***** Data extract
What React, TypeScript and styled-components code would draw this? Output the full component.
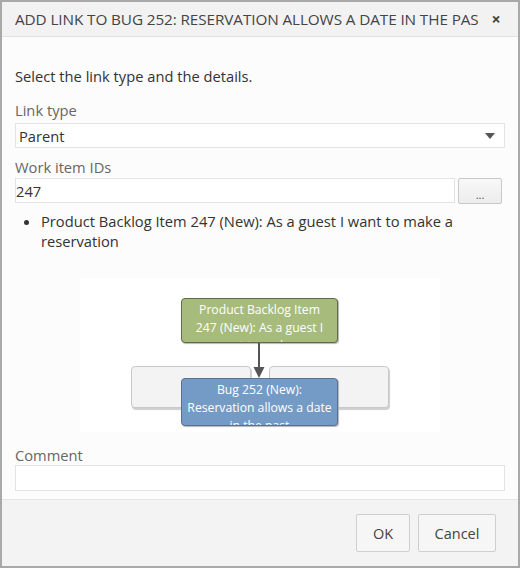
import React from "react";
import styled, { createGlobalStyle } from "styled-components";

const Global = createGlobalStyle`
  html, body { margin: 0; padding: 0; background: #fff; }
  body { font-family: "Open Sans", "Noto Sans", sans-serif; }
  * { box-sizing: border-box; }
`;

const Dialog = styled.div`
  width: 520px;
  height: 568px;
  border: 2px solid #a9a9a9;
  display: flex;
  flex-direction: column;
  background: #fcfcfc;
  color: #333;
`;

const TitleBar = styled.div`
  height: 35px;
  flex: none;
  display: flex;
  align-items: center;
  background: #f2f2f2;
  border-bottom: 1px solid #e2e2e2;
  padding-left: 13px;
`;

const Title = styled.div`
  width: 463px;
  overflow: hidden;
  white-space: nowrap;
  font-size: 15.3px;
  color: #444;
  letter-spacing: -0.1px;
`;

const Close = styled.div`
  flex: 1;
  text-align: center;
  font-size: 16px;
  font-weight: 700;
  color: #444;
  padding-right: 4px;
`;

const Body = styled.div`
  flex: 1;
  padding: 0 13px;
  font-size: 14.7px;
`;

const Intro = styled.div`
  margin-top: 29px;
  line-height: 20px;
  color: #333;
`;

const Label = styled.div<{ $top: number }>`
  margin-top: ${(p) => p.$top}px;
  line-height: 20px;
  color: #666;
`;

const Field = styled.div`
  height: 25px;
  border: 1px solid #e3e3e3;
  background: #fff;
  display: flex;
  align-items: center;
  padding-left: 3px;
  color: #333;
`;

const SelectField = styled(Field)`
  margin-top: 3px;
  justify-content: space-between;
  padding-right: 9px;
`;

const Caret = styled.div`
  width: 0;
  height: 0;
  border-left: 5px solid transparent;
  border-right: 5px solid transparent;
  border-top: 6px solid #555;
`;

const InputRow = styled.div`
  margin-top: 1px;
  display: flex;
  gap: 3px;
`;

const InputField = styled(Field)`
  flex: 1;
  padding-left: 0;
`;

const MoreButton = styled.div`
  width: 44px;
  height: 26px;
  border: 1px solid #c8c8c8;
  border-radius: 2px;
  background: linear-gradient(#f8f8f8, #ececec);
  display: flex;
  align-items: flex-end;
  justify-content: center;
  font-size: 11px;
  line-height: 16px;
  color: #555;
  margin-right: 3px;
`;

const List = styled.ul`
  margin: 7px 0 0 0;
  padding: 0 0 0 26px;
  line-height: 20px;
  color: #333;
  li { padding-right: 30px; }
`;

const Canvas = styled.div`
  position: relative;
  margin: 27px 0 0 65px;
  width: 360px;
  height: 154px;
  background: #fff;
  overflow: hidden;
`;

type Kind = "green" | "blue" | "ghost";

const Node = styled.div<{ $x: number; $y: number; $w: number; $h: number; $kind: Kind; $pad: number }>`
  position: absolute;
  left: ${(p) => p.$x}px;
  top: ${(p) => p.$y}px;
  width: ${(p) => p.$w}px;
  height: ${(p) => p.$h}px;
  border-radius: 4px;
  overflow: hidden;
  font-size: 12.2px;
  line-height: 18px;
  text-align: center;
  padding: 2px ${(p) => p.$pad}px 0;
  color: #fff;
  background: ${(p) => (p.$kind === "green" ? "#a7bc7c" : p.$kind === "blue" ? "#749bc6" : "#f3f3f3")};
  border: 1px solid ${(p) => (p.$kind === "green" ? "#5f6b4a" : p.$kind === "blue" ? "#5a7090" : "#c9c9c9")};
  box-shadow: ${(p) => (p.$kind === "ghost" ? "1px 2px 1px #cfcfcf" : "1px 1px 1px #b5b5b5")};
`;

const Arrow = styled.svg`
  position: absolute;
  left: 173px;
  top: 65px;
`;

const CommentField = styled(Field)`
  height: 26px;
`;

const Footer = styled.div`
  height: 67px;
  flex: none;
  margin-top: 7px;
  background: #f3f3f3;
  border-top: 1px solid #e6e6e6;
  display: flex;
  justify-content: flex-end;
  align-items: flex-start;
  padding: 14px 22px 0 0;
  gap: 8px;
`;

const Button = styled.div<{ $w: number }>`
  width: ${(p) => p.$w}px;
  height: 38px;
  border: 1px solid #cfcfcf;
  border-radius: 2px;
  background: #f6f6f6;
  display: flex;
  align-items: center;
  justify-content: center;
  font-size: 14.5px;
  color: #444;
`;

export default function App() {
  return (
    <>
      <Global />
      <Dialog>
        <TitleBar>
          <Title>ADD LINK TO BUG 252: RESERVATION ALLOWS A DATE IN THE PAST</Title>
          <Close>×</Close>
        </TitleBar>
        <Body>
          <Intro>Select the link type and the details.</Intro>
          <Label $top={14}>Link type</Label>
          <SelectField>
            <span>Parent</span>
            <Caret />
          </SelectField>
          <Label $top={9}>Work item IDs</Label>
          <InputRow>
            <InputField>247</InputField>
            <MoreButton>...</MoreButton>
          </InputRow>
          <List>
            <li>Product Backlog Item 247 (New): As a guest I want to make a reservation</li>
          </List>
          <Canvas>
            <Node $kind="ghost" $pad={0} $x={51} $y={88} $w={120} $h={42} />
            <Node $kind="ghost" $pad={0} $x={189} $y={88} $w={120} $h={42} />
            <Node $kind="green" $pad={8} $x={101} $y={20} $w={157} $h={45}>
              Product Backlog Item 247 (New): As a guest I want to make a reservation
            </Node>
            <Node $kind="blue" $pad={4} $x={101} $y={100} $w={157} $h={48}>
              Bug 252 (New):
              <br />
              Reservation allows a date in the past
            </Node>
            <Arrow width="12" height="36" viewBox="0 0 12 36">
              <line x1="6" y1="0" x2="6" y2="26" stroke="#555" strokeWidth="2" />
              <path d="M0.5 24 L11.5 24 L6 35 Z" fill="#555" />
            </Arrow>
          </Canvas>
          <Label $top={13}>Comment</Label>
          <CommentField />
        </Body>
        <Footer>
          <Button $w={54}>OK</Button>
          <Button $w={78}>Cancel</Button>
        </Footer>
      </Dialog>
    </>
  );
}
**********
§ Task description:
Except for the pictures, copy the material above exactly.

§ Final result:
What React, TypeScript and styled-components code would draw this? Output the full component.
import React from "react";
import styled, { createGlobalStyle } from "styled-components";

const Global = createGlobalStyle`
  html, body { margin: 0; padding: 0; background: #fff; }
  body { font-family: "Open Sans", "Noto Sans", sans-serif; }
  * { box-sizing: border-box; }
`;

const Dialog = styled.div`
  width: 520px;
  height: 568px;
  border: 2px solid #a9a9a9;
  display: flex;
  flex-direction: column;
  background: #fcfcfc;
  color: #333;
`;

const TitleBar = styled.div`
  height: 35px;
  flex: none;
  display: flex;
  align-items: center;
  background: #f2f2f2;
  border-bottom: 1px solid #e2e2e2;
  padding-left: 13px;
`;

const Title = styled.div`
  width: 463px;
  overflow: hidden;
  white-space: nowrap;
  font-size: 15.3px;
  color: #444;
  letter-spacing: -0.1px;
`;

const Close = styled.div`
  flex: 1;
  text-align: center;
  font-size: 16px;
  font-weight: 700;
  color: #444;
  padding-right: 4px;
`;

const Body = styled.div`
  flex: 1;
  padding: 0 13px;
  font-size: 14.7px;
`;

const Intro = styled.div`
  margin-top: 29px;
  line-height: 20px;
  color: #333;
`;

const Label = styled.div<{ $top: number }>`
  margin-top: ${(p) => p.$top}px;
  line-height: 20px;
  color: #666;
`;

const Field = styled.div`
  height: 25px;
  border: 1px solid #e3e3e3;
  background: #fff;
  display: flex;
  align-items: center;
  padding-left: 3px;
  color: #333;
`;

const SelectField = styled(Field)`
  margin-top: 3px;
  justify-content: space-between;
  padding-right: 9px;
`;

const Caret = styled.div`
  width: 0;
  height: 0;
  border-left: 5px solid transparent;
  border-right: 5px solid transparent;
  border-top: 6px solid #555;
`;

const InputRow = styled.div`
  margin-top: 1px;
  display: flex;
  gap: 3px;
`;

const InputField = styled(Field)`
  flex: 1;
  padding-left: 0;
`;

const MoreButton = styled.div`
  width: 44px;
  height: 26px;
  border: 1px solid #c8c8c8;
  border-radius: 2px;
  background: linear-gradient(#f8f8f8, #ececec);
  display: flex;
  align-items: flex-end;
  justify-content: center;
  font-size: 11px;
  line-height: 16px;
  color: #555;
  margin-right: 3px;
`;

const List = styled.ul`
  margin: 7px 0 0 0;
  padding: 0 0 0 26px;
  line-height: 20px;
  color: #333;
  li { padding-right: 30px; }
`;

const Canvas = styled.div`
  position: relative;
  margin: 27px 0 0 65px;
  width: 360px;
  height: 154px;
  background: #fff;
  overflow: hidden;
`;

type Kind = "green" | "blue" | "ghost";

const Node = styled.div<{ $x: number; $y: number; $w: number; $h: number; $kind: Kind; $pad: number }>`
  position: absolute;
  left: ${(p) => p.$x}px;
  top: ${(p) => p.$y}px;
  width: ${(p) => p.$w}px;
  height: ${(p) => p.$h}px;
  border-radius: 4px;
  overflow: hidden;
  font-size: 12.2px;
  line-height: 18px;
  text-align: center;
  padding: 2px ${(p) => p.$pad}px 0;
  color: #fff;
  background: ${(p) => (p.$kind === "green" ? "#a7bc7c" : p.$kind === "blue" ? "#749bc6" : "#f3f3f3")};
  border: 1px solid ${(p) => (p.$kind === "green" ? "#5f6b4a" : p.$kind === "blue" ? "#5a7090" : "#c9c9c9")};
  box-shadow: ${(p) => (p.$kind === "ghost" ? "1px 2px 1px #cfcfcf" : "1px 1px 1px #b5b5b5")};
`;

const Arrow = styled.svg`
  position: absolute;
  left: 173px;
  top: 65px;
`;

const CommentField = styled(Field)`
  height: 26px;
`;

const Footer = styled.div`
  height: 67px;
  flex: none;
  margin-top: 7px;
  background: #f3f3f3;
  border-top: 1px solid #e6e6e6;
  display: flex;
  justify-content: flex-end;
  align-items: flex-start;
  padding: 14px 22px 0 0;
  gap: 8px;
`;

const Button = styled.div<{ $w: number }>`
  width: ${(p) => p.$w}px;
  height: 38px;
  border: 1px solid #cfcfcf;
  border-radius: 2px;
  background: #f6f6f6;
  display: flex;
  align-items: center;
  justify-content: center;
  font-size: 14.5px;
  color: #444;
`;

export default function App() {
  return (
    <>
      <Global />
      <Dialog>
        <TitleBar>
          <Title>ADD LINK TO BUG 252: RESERVATION ALLOWS A DATE IN THE PAST</Title>
          <Close>×</Close>
        </TitleBar>
        <Body>
          <Intro>Select the link type and the details.</Intro>
          <Label $top={14}>Link type</Label>
          <SelectField>
            <span>Parent</span>
            <Caret />
          </SelectField>
          <Label $top={9}>Work item IDs</Label>
          <InputRow>
            <InputField>247</InputField>
            <MoreButton>...</MoreButton>
          </InputRow>
          <List>
            <li>Product Backlog Item 247 (New): As a guest I want to make a reservation</li>
          </List>
          <Canvas>
            <Node $kind="ghost" $pad={0} $x={51} $y={88} $w={120} $h={42} />
            <Node $kind="ghost" $pad={0} $x={189} $y={88} $w={120} $h={42} />
            <Node $kind="green" $pad={8} $x={101} $y={20} $w={157} $h={45}>
              Product Backlog Item 247 (New): As a guest I want to make a reservation
            </Node>
            <Node $kind="blue" $pad={4} $x={101} $y={100} $w={157} $h={48}>
              Bug 252 (New):
              <br />
              Reservation allows a date in the past
            </Node>
            <Arrow width="12" height="36" viewBox="0 0 12 36">
              <line x1="6" y1="0" x2="6" y2="26" stroke="#555" strokeWidth="2" />
              <path d="M0.5 24 L11.5 24 L6 35 Z" fill="#555" />
            </Arrow>
          </Canvas>
          <Label $top={13}>Comment</Label>
          <CommentField />
        </Body>
        <Footer>
          <Button $w={54}>OK</Button>
          <Button $w={78}>Cancel</Button>
        </Footer>
      </Dialog>
    </>
  );
}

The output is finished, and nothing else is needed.